Your Brain on Mindfulness 

ABC's of Stress - A Lesson on Perspective Building

EXAMPLE: (A) Friend turns you down for dinner + (B) no one likes you = (C) sad/feel rejected

Unrealistically distorting your experiences produces these thoughts which then lead to your negative emotions. 

If you want to change your emotion, you will need to change your beliefs. To change your beliefs you need to examine them. 

Consider: In this example, no one likes you. Examine the evidence - Why do you think no one likes you? Does one person turning you down actually mean that no one likes you? Does this one event mean that no one will ever like you? Does this mean that everyone must like you?

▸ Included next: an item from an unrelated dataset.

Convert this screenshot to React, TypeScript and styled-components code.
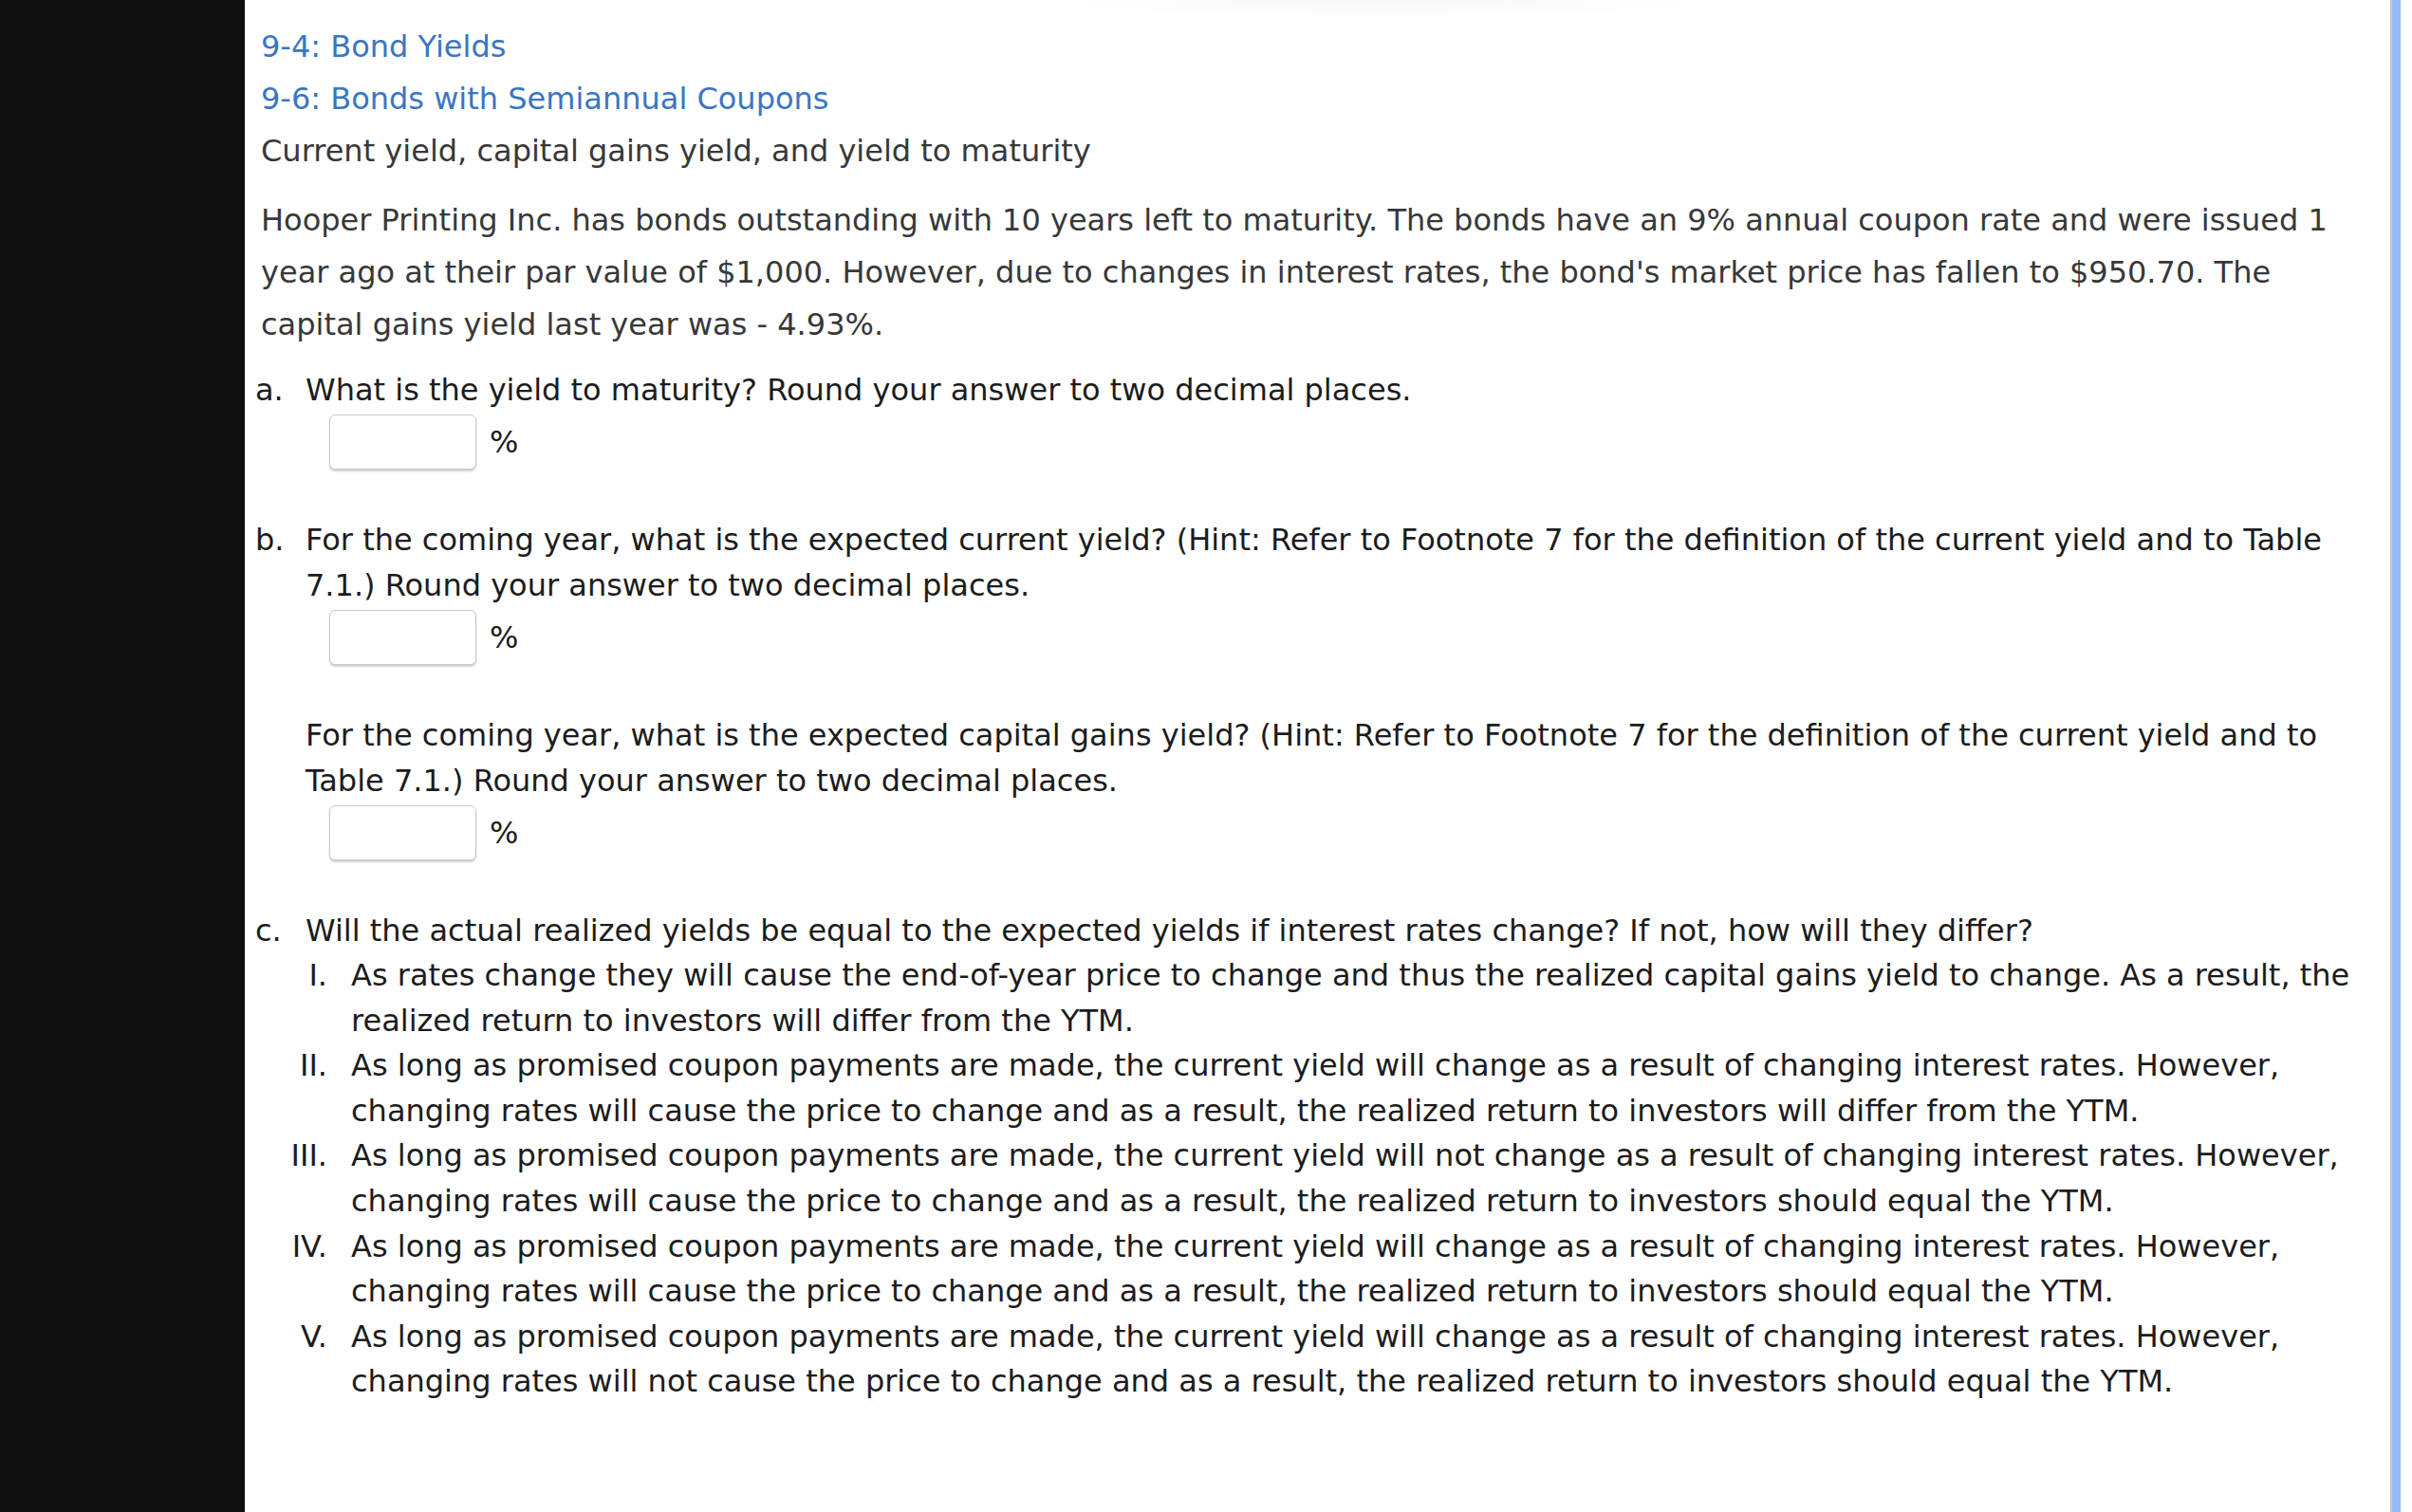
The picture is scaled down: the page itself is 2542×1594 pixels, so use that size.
import React from "react";
import styled, { createGlobalStyle } from "styled-components";

const GlobalStyle = createGlobalStyle`
    html, body {
        margin: 0;
        padding: 0;
        background: #ffffff;
    }
    body {
        font-family: "DejaVu Sans", Verdana, sans-serif;
    }
`;

const Page = styled.div`
    display: flex;
    height: 1594px;
    overflow: hidden;
`;

const SideBar = styled.div`
    width: 258px;
    flex-shrink: 0;
    background-color: #0f0f0f;
`;

const Content = styled.main`
    position: relative;
    flex: 1;
    padding: 22px 24px 0 17px;
    background-color: #ffffff;
    color: #1c1c1c;
    font-size: 32px;
`;

const TopShade = styled.div`
    position: absolute;
    top: -30px;
    left: 840px;
    width: 720px;
    height: 52px;
    border-radius: 50%;
    background: radial-gradient(ellipse at center, rgba(0, 0, 0, 0.035), rgba(0, 0, 0, 0) 70%);
    pointer-events: none;
`;

const ScrollEdge = styled.div`
    display: flex;
    flex-shrink: 0;
    width: 23px;

    .rule {
        width: 2px;
        background-color: #c8c8c8;
    }

    .thumb {
        width: 9px;
        background-color: #93bcf6;
    }

    .rest {
        flex: 1;
        background-color: #ffffff;
    }
`;

const TopicLink = styled.a`
    display: block;
    line-height: 55px;
    color: #3a76c2;
    text-decoration: none;
`;

const Subtitle = styled.div`
    line-height: 55px;
    color: #383838;
`;

const Intro = styled.p`
    margin: 18px 0 17px;
    line-height: 55px;
    color: #383838;
`;

const QuestionList = styled.div`
    margin-left: -6px;
`;

const Question = styled.div<{ $gap?: number }>`
    display: grid;
    grid-template-columns: 53px 1fr;
    margin-bottom: ${(p) => p.$gap ?? 50}px;
    line-height: 48px;

    .label {
        grid-column: 1;
    }

    .body {
        grid-column: 2;
    }
`;

const AnswerRow = styled.div`
    display: flex;
    align-items: center;
    gap: 14px;
    margin: 2px 0 0 25px;
`;

const AnswerBox = styled.input`
    width: 155px;
    height: 58px;
    box-sizing: border-box;
    border: 1px solid #c9c9c9;
    border-radius: 6px;
    box-shadow: 0 2px 2px rgba(0, 0, 0, 0.18);
    background: #ffffff;
    font: inherit;
    outline: none;
`;

const Unit = styled.span`
    line-height: 58px;
`;

const Choices = styled.div`
    margin-left: -25px;
`;

const Choice = styled.div`
    display: grid;
    grid-template-columns: 48px 1fr;
    column-gap: 25px;
    line-height: 47.6px;

    .num {
        text-align: right;
    }
`;

const PercentInput: React.FC = () => (
    <AnswerRow>
        <AnswerBox type="text" />
        <Unit>%</Unit>
    </AnswerRow>
);

const choices = [
    ["I.", "As rates change they will cause the end-of-year price to change and thus the realized capital gains yield to change. As a result, the realized return to investors will differ from the YTM."],
    ["II.", "As long as promised coupon payments are made, the current yield will change as a result of changing interest rates. However, changing rates will cause the price to change and as a result, the realized return to investors will differ from the YTM."],
    ["III.", "As long as promised coupon payments are made, the current yield will not change as a result of changing interest rates. However, changing rates will cause the price to change and as a result, the realized return to investors should equal the YTM."],
    ["IV.", "As long as promised coupon payments are made, the current yield will change as a result of changing interest rates. However, changing rates will cause the price to change and as a result, the realized return to investors should equal the YTM."],
    ["V.", "As long as promised coupon payments are made, the current yield will change as a result of changing interest rates. However, changing rates will not cause the price to change and as a result, the realized return to investors should equal the YTM."],
];

const App: React.FC = () => {
    return (
        <Page>
            <GlobalStyle />
            <SideBar />
            <Content>
                <TopShade />
                <TopicLink href="#">9-4: Bond Yields</TopicLink>
                <TopicLink href="#">9-6: Bonds with Semiannual Coupons</TopicLink>
                <Subtitle>Current yield, capital gains yield, and yield to maturity</Subtitle>
                <Intro>
                    Hooper Printing Inc. has bonds outstanding with 10 years left to maturity. The bonds have an 9% annual coupon rate and were issued 1 year ago at their par value of $1,000. However, due to changes in interest rates, the bond's market price has fallen to $950.70. The capital gains yield last year was - 4.93%.
                </Intro>
                <QuestionList>
                    <Question>
                        <span className="label">a.</span>
                        <div className="body">
                            What is the yield to maturity? Round your answer to two decimal places.
                            <PercentInput />
                        </div>
                    </Question>
                    <Question>
                        <span className="label">b.</span>
                        <div className="body">
                            For the coming year, what is the expected current yield? (Hint: Refer to Footnote 7 for the definition of the current yield and to Table 7.1.) Round your answer to two decimal places.
                            <PercentInput />
                        </div>
                    </Question>
                    <Question>
                        <span className="label"></span>
                        <div className="body">
                            For the coming year, what is the expected capital gains yield? (Hint: Refer to Footnote 7 for the definition of the current yield and to Table 7.1.) Round your answer to two decimal places.
                            <PercentInput />
                        </div>
                    </Question>
                    <Question $gap={0}>
                        <span className="label">c.</span>
                        <div className="body">
                            Will the actual realized yields be equal to the expected yields if interest rates change? If not, how will they differ?
                            <Choices>
                                {choices.map(([num, text]) => (
                                    <Choice key={num}>
                                        <span className="num">{num}</span>
                                        <span>{text}</span>
                                    </Choice>
                                ))}
                            </Choices>
                        </div>
                    </Question>
                </QuestionList>
            </Content>
            <ScrollEdge>
                <div className="rule" />
                <div className="thumb" />
                <div className="rest" />
            </ScrollEdge>
        </Page>
    );
};

export default App;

By challenging your thoughts & beliefs about yourself, you can change your emotional reactions. Once you can start picking apart the illogical basis for your emotions you can free yourself from being dominated by emotions like rage, jealousy, and rejection and instead boost your emotions like happiness, contentment, and joy. 

SADNESS = the belief that you’ve lost or will lose something important to you 


ANGER = the belief that someone has taken something away from you 


ANXIETY = the belief that something bad will happen to you

Focusing Inward Vs. Focusing Outward

You always have the ability to focus outward or focus inward. Focusing outward means paying attention to what’s happening around you. Focusing inward means paying attention to what’s happening inside you: your breath, your feelings, and your thoughts. Most people are good at focusing their attention outward - on their friends, on their phone, or on what people around them are doing. Focusing outward can keep us safe and help us read social cues. 

It is equally important to be able to focus inward. If you don’t, you might not notice your thoughts or feelings until they get really strong and start to affect your behavior. 

Another thing, we tend to hold onto negative comments from others much more strongly than positive ones. If we’re not careful, negative comments can affect us for weeks, months, or even years! 


Do you spend more time focusing outward on what’s going on around you, or focused inward on yourself?

Watching Your Thoughts

Sometimes we tell ourselves (in our minds) about how good or bad we are, about what we can or can’t do, or about other people. When we notice these stories, we can step back from them and decide if we want to believe them or not. If we are aware of them, the stories no longer have so much power over our actions. Noticing our thoughts gives us the power to change them if we want. You can notice your stories, or thought patterns, by watching your thoughts come and go. Watching your thoughts is different from “thinking” - when you watch your thoughts, you try not to get carried away by any one thought or fear or fantasy. 


Can you think of any beliefs you had about yourself in the past? Do you think these beliefs were helpful or harmful to you?

Managing Thoughts & Feelings 

Your thoughts and feelings are always changing. It’s important to know this because when you’re feeling angry or sad, you know that you won’t always feel that way. It will eventually change. And when you’re really happy, you won’t try to make it last forever, because that’s impossible. 

Everything changes. 

Have you ever felt really down or sad and felt like things would always be that way?

No matter how strong those feelings are, something shifts and you realize with time that those feelings have changed. That’s the nature of our emotions - they give us information but they are not who we are. 


Think of the last time you were excited (alternatively: worried or sad). How long did that last?

Unhelpful Patterns of Thinking 

Positive thinking is important for success in all areas.  Avoid these negative patterns of thinking to avoid falling into a downward spiral of negativity. 

All or Nothing Thinking: Black/White thinking. If I don’t do this right, I’m a failure. 

Overgeneralization: Seeing a pattern based on a single event. Being overly broad. “I never win” “Nothing Good Ever Happens to Me”

Jumping to Conclusions: 2 things: thinking you know what others are thinking or thinking you can predict the future

Mental Filter: noticing our failures but not seeing our successes

Disqualifying the Positive: Discounting the good things that have happened or that you’ve done - thinking it doesn’t count

Emotional Reasoning: Assuming because we FEEL a certain way, what we think must be true. “I feel embarrassed so I must be an idiot.”

Catastrophizing or Minimizing: Blowing things out of proportion or making them seem less important. 

Should Statements: Using words like “should/must/ought” which make us feel guilty or like we’ve failed.